副題は「Miracle Cats in New York」。
ニューヨークはイーストビレッジで、独り暮らしの著者にとって家族とも言うべき3匹の猫たち。
お父さん猫のイチ、お母さん猫のサヨコ、その娘のチャチャ。
恋人から譲り受けた猫たちは、著者にとって、幸せを象徴するかのような存在でもあった。
そんなある日、イチが体調の変化を訴える—診断の結果、長くてもあと1〜2年の命と宣告される。
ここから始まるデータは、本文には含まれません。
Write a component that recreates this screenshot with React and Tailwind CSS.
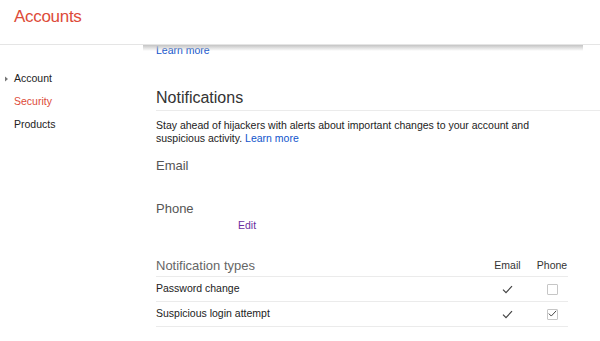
import React from 'react';

const Check = ({ className = '' }) => (
  <svg width="11" height="9" viewBox="0 0 11 9" className={className}>
    <path d="M1 4.6 L4 7.6 L10 1.2" fill="none" stroke="#444" strokeWidth="1.2" />
  </svg>
);

const Checkbox = ({ checked }) => (
  <div className="w-[11px] h-[11px] border border-[#c6c6c6] rounded-[1px] bg-white flex items-center justify-center mx-auto">
    {checked && <Check className="-mt-[1px]" />}
  </div>
);

const rows = [
  { name: 'Password change', email: true, phone: false },
  { name: 'Suspicious login attempt', email: true, phone: true },
];

const App = () => {
  return (
    <div className="w-[600px] h-[341px] overflow-hidden bg-white text-[#222] font-['Liberation_Sans',Arial,sans-serif]">
      {/* Header */}
      <div className="h-[45px] border-b border-[#e5e5e5] pl-[14px] pt-[6px]">
        <h1 className="text-[17px] leading-[22px] text-[#dd4b39] tracking-[-0.3px]">Accounts</h1>
      </div>

      <div className="flex">
        {/* Sidebar */}
        <nav className="w-[143px] shrink-0 pt-[22px] text-[10.5px] leading-[23px]">
          <div className="flex items-center">
            <svg width="14" height="6" viewBox="0 0 14 6">
              <path d="M5 0.5 L8 3 L5 5.5 Z" fill="#777" />
            </svg>
            <span>Account</span>
          </div>
          <div className="pl-[14px] text-[#dd4b39]">Security</div>
          <div className="pl-[14px]">Products</div>
        </nav>

        {/* Main */}
        <main className="relative flex-1 pl-[13px]">
          <div className="absolute left-0 top-0 w-[440px] h-[6px] bg-gradient-to-b from-[#c4c4c4] to-transparent" />
          <a className="block text-[10.5px] leading-[11px] text-[#15c]">Learn more</a>

          <h2 className="mt-[32px] text-[16px] leading-[20px] pb-[2px] text-[#333] border-b border-[#ebebeb]">
            Notifications
          </h2>
          <p className="mt-[8px] text-[10.5px] leading-[13px] w-[390px]">
            Stay ahead of hijackers with alerts about important changes to your account and suspicious activity.{' '}
            <a className="text-[#15c]">Learn more</a>
          </p>

          <div className="mt-[13px] text-[13px] leading-[16px] text-[#555]">Email</div>
          <div className="mt-[27px] text-[13px] leading-[16px] text-[#555]">Phone</div>
          <a className="block mt-[2px] ml-[82px] text-[10.5px] leading-[13px] text-[#6b2fa0]">Edit</a>

          {/* Notification types table */}
          <div className="mt-[23px] w-[412px]">
            <div className="flex items-center h-[22px] border-b border-[#ebebeb]">
              <div className="flex-1 text-[13px] text-[#666]">Notification types</div>
              <div className="w-[57px] text-center text-[10.5px] text-[#333]">Email</div>
              <div className="w-[32px] text-center text-[10.5px] text-[#333]">Phone</div>
            </div>
            {rows.map((r) => (
              <div key={r.name} className="flex items-center h-[25px] border-b border-[#ebebeb] text-[10.5px]">
                <div className="flex-1">{r.name}</div>
                <div className="w-[57px] flex justify-center">{r.email && <Check />}</div>
                <div className="w-[32px]">
                  <Checkbox checked={r.phone} />
                </div>
              </div>
            ))}
          </div>
        </main>
      </div>
    </div>
  );
};

export default App;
平凡でも穏やかな温もりに満ちあふれた日々、自分の全てを受け入れてくれる寛容な猫たち…彼ら彼女らには、しっぽの先まで感情があり、命が宿っているのだ。
著者は必死で、イチを見守り続ける。
その姿は稲葉真弓「猫の満ちる日」あるいは「ミーのいない朝」にも共通する。
この世の全てに命があり、生きとし生けるもの全てに平等に訪れる死—愛するものの尊厳ある死を全うすべく、著者は全神経を注いでいくラストも感動的。
だが何といっても、全編を通じて、イチという猫の存在感、優しさ、穏やかさ、寛容さを愛したい。
まさしく小さなMiracleな神そのもののように思えてならない。
[収録章]◇1994年春—裸の自分にただいまを言うときが、ふたたび訪れていた。 ◇1995年夏—ほんとうのことはここにある。私の中に、この部屋に、樹に、猫にあるにちがいない。 ◇1996年秋—こんにちは。その目は月に挨拶を送っているかのようだった。きみはこんなところにもいたの。 ◇1998年初春—しっぽの先に、力が増した気がした。泣かないで。しっぽが答えるのがはっきりわかった。 ◇1998年夏—イチの樹が、変わるものなど何もないのだと、語りかけてくれる。